* **REQUIRED TASK**
Pull every line containing "this" out of the material below.

* **DATASET EXCERPTS**
BEGIN

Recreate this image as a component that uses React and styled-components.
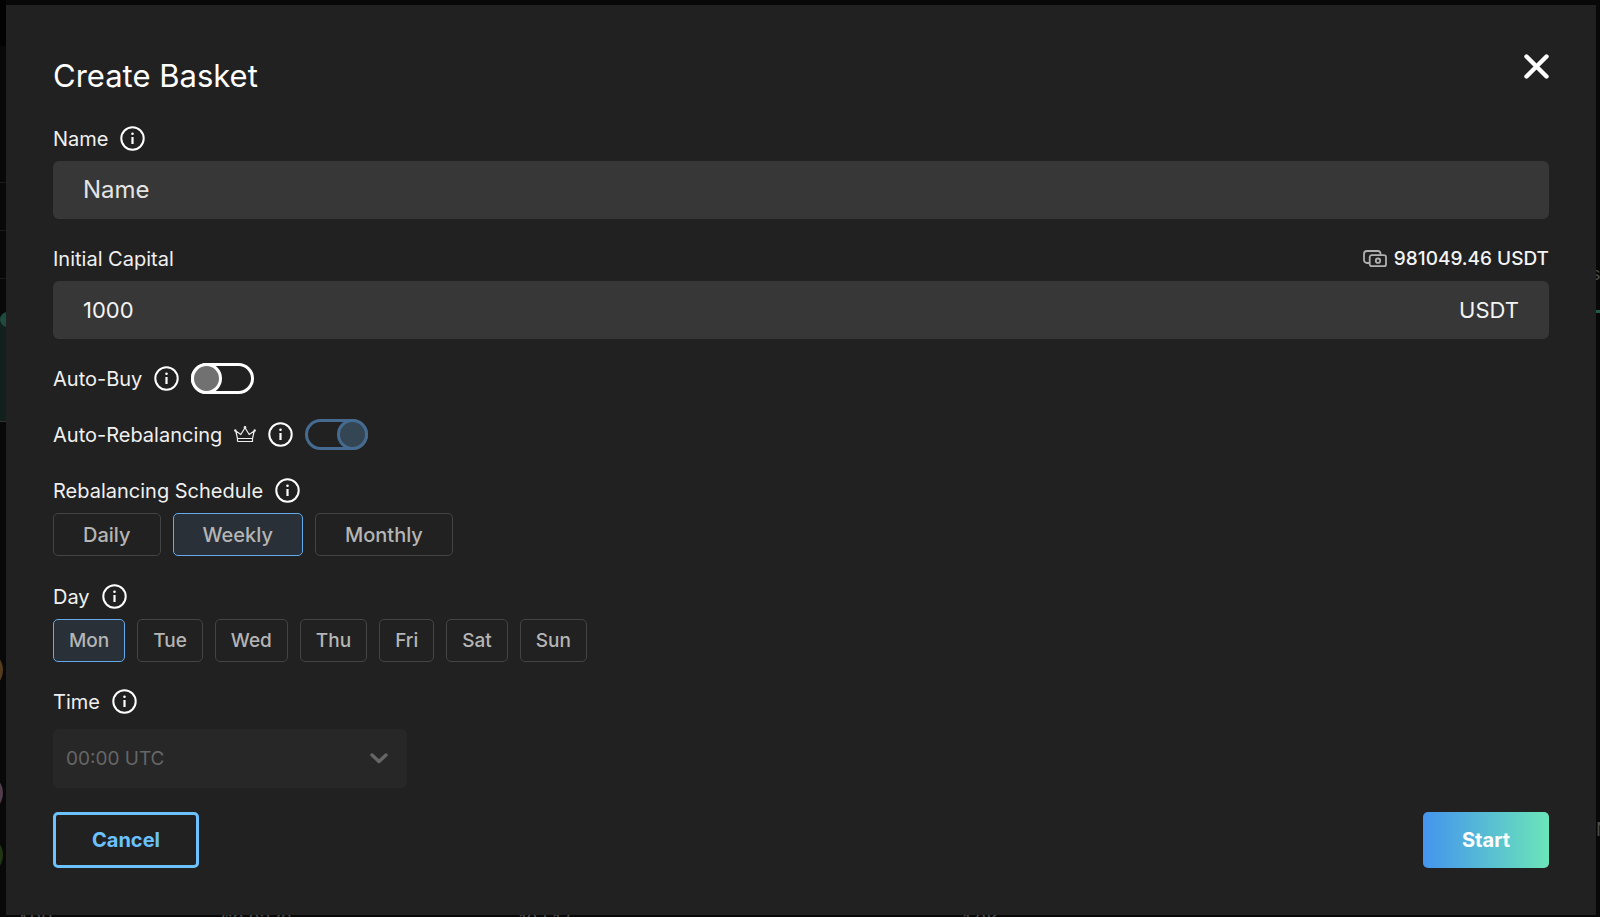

END
BEGIN

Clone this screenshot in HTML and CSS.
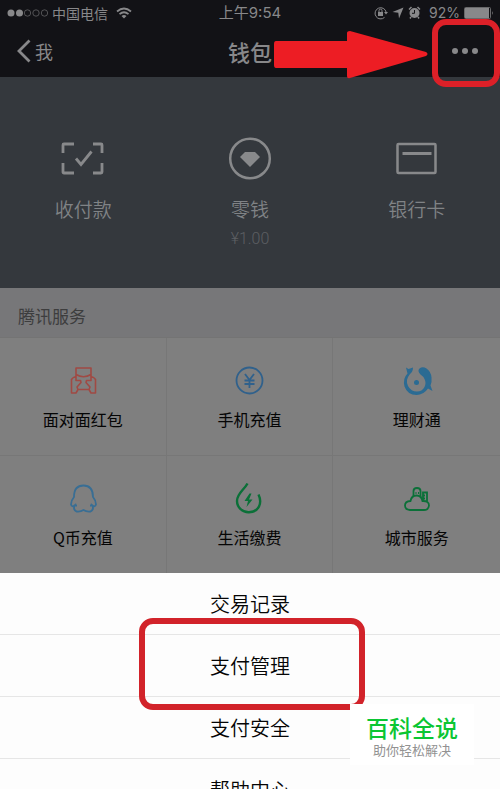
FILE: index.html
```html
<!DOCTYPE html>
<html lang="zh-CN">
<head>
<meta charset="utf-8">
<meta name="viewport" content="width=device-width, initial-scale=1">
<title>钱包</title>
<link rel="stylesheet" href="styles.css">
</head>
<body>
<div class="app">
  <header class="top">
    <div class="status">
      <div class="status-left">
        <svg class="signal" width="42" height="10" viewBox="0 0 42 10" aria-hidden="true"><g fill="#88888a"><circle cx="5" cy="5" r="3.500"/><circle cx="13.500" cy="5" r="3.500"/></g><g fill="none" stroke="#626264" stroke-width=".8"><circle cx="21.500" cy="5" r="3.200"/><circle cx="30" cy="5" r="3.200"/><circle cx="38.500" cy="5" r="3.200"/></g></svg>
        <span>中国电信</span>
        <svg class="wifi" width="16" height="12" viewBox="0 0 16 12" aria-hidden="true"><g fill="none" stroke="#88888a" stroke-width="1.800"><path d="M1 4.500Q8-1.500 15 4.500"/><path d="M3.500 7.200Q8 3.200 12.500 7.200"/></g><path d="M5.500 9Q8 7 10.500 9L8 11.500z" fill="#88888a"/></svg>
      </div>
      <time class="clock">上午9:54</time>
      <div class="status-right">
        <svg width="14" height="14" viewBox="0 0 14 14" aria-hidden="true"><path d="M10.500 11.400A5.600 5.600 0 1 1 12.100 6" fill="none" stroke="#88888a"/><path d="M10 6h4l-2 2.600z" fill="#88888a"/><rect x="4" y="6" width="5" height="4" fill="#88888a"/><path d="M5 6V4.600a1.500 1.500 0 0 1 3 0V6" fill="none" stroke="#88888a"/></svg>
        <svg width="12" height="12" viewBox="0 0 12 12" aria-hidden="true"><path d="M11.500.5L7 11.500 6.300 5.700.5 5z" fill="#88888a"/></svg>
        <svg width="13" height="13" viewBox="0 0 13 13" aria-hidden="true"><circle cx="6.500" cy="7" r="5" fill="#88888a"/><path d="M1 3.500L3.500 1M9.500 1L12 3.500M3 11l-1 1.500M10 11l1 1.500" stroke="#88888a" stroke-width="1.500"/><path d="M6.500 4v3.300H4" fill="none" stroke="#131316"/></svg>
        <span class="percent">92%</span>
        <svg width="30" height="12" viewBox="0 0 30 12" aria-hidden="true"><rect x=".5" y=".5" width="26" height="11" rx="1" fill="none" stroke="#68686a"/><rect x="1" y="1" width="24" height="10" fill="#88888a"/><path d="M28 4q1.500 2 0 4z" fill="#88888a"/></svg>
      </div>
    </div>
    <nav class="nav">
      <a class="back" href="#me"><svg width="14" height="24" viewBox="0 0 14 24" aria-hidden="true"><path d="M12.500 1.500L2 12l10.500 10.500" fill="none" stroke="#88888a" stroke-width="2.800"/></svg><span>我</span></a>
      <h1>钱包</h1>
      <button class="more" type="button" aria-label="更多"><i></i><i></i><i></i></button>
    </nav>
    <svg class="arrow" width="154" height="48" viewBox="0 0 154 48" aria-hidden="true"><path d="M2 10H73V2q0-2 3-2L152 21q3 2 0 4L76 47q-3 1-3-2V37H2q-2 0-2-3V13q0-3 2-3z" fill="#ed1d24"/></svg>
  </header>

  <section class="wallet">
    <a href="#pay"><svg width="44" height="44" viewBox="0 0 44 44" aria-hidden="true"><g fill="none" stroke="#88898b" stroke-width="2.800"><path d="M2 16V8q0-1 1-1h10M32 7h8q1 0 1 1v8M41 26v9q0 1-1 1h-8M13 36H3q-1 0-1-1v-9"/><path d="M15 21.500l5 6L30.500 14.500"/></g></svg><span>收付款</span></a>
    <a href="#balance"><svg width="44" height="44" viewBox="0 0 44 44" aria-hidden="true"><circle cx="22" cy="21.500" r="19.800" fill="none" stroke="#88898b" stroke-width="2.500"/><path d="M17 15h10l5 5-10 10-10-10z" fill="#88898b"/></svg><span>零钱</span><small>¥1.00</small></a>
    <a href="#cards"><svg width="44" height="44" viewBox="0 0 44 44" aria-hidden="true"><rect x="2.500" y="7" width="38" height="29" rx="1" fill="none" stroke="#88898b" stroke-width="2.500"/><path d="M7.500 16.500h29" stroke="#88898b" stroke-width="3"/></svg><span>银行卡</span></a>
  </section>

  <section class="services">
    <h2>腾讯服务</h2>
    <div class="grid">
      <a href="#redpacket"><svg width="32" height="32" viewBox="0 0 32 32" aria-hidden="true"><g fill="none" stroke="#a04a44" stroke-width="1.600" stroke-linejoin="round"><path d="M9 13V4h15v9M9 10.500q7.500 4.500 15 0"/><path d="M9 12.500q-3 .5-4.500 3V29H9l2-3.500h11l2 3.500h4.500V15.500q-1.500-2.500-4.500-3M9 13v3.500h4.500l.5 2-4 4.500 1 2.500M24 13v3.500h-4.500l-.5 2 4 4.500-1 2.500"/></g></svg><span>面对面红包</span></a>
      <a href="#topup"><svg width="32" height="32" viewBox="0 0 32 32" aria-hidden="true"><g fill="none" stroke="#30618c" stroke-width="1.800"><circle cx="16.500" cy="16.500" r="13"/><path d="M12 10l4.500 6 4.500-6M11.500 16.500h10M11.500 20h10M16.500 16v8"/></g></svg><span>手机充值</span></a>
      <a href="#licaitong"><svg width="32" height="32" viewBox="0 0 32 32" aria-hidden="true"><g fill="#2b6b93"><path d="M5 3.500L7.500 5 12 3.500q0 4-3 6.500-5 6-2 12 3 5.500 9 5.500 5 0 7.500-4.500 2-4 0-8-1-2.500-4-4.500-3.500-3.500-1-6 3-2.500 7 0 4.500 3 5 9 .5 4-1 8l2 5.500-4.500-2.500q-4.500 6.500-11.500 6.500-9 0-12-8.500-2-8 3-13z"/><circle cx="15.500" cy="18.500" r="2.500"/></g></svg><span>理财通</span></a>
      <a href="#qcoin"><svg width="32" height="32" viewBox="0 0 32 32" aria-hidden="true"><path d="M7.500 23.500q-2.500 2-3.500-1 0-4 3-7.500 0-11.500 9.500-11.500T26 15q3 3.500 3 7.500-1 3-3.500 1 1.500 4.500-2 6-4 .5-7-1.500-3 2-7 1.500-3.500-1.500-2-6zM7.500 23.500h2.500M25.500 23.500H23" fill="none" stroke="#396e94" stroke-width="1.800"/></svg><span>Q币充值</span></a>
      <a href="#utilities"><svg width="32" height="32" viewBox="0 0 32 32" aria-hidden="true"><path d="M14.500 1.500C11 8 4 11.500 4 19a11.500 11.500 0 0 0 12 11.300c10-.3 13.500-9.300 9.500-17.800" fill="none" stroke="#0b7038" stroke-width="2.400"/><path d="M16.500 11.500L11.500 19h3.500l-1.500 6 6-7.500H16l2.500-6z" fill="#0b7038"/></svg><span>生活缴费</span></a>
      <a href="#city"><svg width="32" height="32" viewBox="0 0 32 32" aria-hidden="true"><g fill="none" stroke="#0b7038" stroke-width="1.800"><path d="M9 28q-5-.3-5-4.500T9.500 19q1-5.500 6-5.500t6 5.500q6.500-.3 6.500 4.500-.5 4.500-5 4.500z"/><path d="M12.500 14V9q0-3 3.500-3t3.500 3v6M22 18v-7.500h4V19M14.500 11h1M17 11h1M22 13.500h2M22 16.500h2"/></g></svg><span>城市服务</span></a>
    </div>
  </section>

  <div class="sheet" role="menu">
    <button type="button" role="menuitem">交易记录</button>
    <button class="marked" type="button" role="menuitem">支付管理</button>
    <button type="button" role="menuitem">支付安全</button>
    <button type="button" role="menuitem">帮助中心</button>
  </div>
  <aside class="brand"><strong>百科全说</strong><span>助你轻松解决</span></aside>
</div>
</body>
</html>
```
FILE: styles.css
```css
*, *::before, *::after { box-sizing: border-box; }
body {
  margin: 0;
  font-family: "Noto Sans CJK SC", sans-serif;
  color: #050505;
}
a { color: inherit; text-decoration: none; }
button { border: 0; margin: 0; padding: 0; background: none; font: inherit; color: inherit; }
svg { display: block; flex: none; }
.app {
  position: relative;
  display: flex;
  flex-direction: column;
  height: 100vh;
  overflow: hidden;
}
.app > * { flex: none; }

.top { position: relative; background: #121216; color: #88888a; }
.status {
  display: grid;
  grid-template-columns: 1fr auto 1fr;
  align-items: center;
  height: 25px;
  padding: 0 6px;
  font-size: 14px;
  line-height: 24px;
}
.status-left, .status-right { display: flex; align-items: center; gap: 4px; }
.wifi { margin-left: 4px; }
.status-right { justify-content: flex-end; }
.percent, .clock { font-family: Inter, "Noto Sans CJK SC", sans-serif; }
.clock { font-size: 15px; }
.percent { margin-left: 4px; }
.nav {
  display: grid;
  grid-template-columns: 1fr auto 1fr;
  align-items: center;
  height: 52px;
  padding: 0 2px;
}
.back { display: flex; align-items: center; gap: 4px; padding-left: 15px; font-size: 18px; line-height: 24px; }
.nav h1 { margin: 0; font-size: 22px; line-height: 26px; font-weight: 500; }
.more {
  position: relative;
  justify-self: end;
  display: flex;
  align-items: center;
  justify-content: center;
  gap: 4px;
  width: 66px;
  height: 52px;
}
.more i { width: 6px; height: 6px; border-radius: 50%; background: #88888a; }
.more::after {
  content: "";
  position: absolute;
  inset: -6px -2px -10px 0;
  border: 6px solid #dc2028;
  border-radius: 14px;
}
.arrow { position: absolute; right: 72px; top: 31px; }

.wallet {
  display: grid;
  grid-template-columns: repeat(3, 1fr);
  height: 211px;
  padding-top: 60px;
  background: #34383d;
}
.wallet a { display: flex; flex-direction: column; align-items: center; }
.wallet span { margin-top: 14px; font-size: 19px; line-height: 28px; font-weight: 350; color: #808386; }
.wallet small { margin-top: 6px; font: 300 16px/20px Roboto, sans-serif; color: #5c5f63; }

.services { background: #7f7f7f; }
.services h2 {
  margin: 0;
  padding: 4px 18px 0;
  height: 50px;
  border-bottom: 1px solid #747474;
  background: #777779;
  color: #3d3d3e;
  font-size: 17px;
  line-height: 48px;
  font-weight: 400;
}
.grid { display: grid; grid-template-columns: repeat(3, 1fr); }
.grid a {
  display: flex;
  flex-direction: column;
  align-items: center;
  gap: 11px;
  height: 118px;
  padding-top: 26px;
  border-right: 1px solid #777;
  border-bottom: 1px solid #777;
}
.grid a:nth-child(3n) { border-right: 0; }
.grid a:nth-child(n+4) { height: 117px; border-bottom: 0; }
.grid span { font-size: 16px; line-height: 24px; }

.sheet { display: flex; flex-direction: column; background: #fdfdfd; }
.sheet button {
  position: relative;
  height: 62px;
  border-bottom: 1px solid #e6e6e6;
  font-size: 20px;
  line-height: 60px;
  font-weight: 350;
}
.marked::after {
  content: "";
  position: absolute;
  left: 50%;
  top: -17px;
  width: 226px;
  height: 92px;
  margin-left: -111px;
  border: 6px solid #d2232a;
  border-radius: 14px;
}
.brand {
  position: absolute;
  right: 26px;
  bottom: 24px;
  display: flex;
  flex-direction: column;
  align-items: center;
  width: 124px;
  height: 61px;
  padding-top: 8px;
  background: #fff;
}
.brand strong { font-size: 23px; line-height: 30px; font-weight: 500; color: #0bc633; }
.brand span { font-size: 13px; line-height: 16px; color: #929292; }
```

END

* **ANSWER TO THE PROBLEM**
Recreate this image as a component that uses React and styled-components.
Clone this screenshot in HTML and CSS.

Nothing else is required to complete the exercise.